In the past, many of us have approached Step Six with outrageous self-will to change, or to the other extreme, with no will at all. I've found that there is no standard of reference for the amount of emotional pain that an individual needs or can endure before being motivated to change.
If I'm not changing my behavior because of pain, whom am I trying to impress? Could it be that I'm trying to live up to an ideal in order to make an impression? To take control by redefining my self-image? Is this not still self-centeredness and self-will? Spiritual pride?
Yes, God uses defects to change me. But these questions are well worth asking ourselves as we consider our motives for change. In Step Six, our readiness to change comes from the awareness of how we are harming ourselves and therefore God.
I don't get to choose which defects God will remove. I find that living with my defects continues to teach me humility. I find that the defects that made me an active threat to society were pretty much removed at once when I stopped my addictive chemical use.
The defects that remove me from service are removed on and for the day that I ask. God lets me keep the rest of the defects to remind me of my need for daily spiritual contact. They remind me that there is a God, and it isn't me. In order to have God remove our character defects, we must realize that we can't change ourselves completely by ourselves or have any lasting good purpose without spiritual intervention. "Lack of power" is our dilemma. We find a Power by which we can live.
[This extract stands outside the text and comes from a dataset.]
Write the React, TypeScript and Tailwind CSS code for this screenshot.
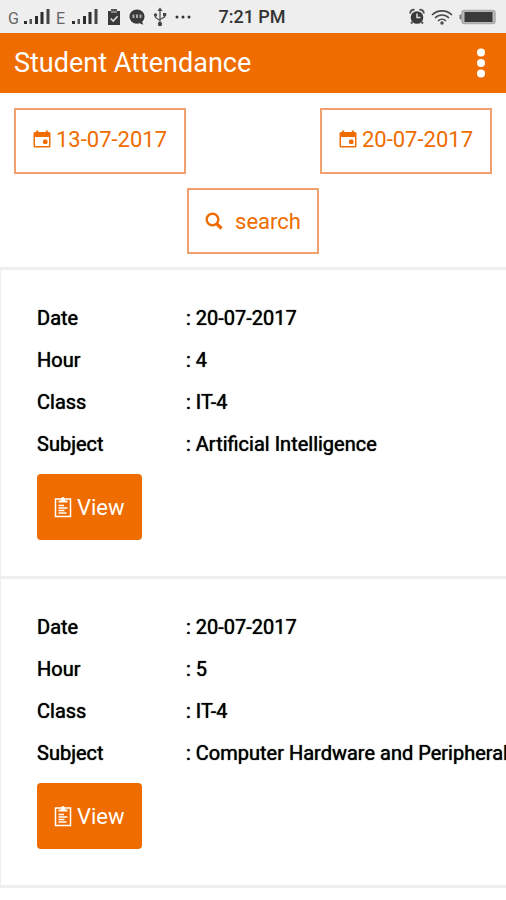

How do we know when we are entirely ready? How do we know when we're hungry? Some have experienced an entire readiness as a feeling of being completely burned out or being at the end of their rope. Others have received a sponsor's validation of readiness. Most of us experience this readiness after we have become very familiar with the feeling or experience of not being ready or not being willing to be changed. We make friends with our defects and know how they have served us. This results in knowing how they no longer serve us.